Farnaby, who had contrived to hear a good deal of this conversation, failed however to notice their withdrawal because he allowed himself to be distracted at this crucial point by two male voices in altercation, voices which had been getting steadily more obtrusive, one precise and mincing, the other definitely foreign with a displeasing abrasiveness about it, and very harsh aspirations.
‘Discharge,’ this latter voice was saying, ‘in art as in life. That is my theory Henry. More than a theory. It is an article of faith with me.’
‘Like most of your ideas,’ the other man said, ‘it manages to be sentimental and brutal at the same time.’

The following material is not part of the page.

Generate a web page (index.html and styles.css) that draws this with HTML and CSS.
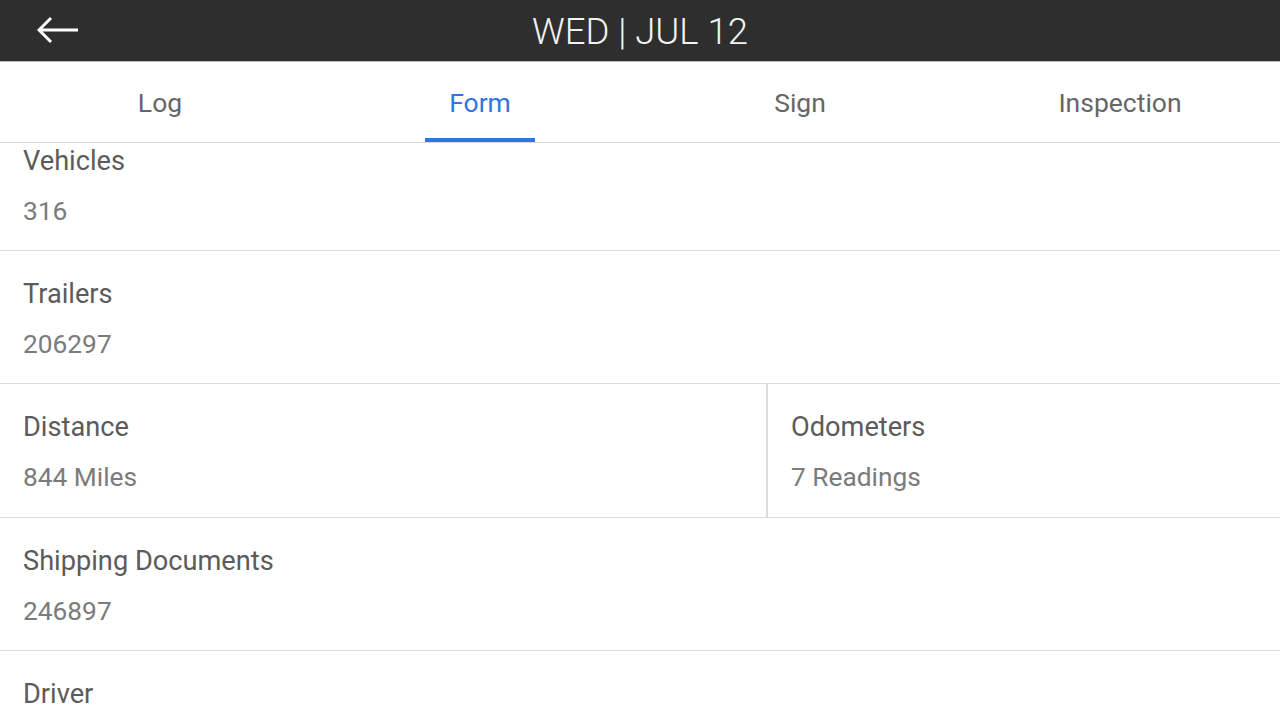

Farnaby was able now to see the forms of the two men, who had approached to within two or three yards of him: the one addressed as Henry thin and somewhat taller than average, with what seemed a sort of superstructure on his head raising his height still further; the other bulky, bald, with thick drooping moustaches. He recognized them for the couple that Lusk had described, with an effect of grudging praise, as practising.
‘No, no, no,’ the man called Henry said, spacing the monosyllables pedantically. ‘It is glorified mallachia. It is a masturbatory theory, Alexis.’ He looked at Farnaby while saying this, presumably in the wish to include him. With something of a shock Farnaby saw that the superstructure on his head was a plastic mob-cap, doubtless intended to keep his hair dry. The bald man nodded to him.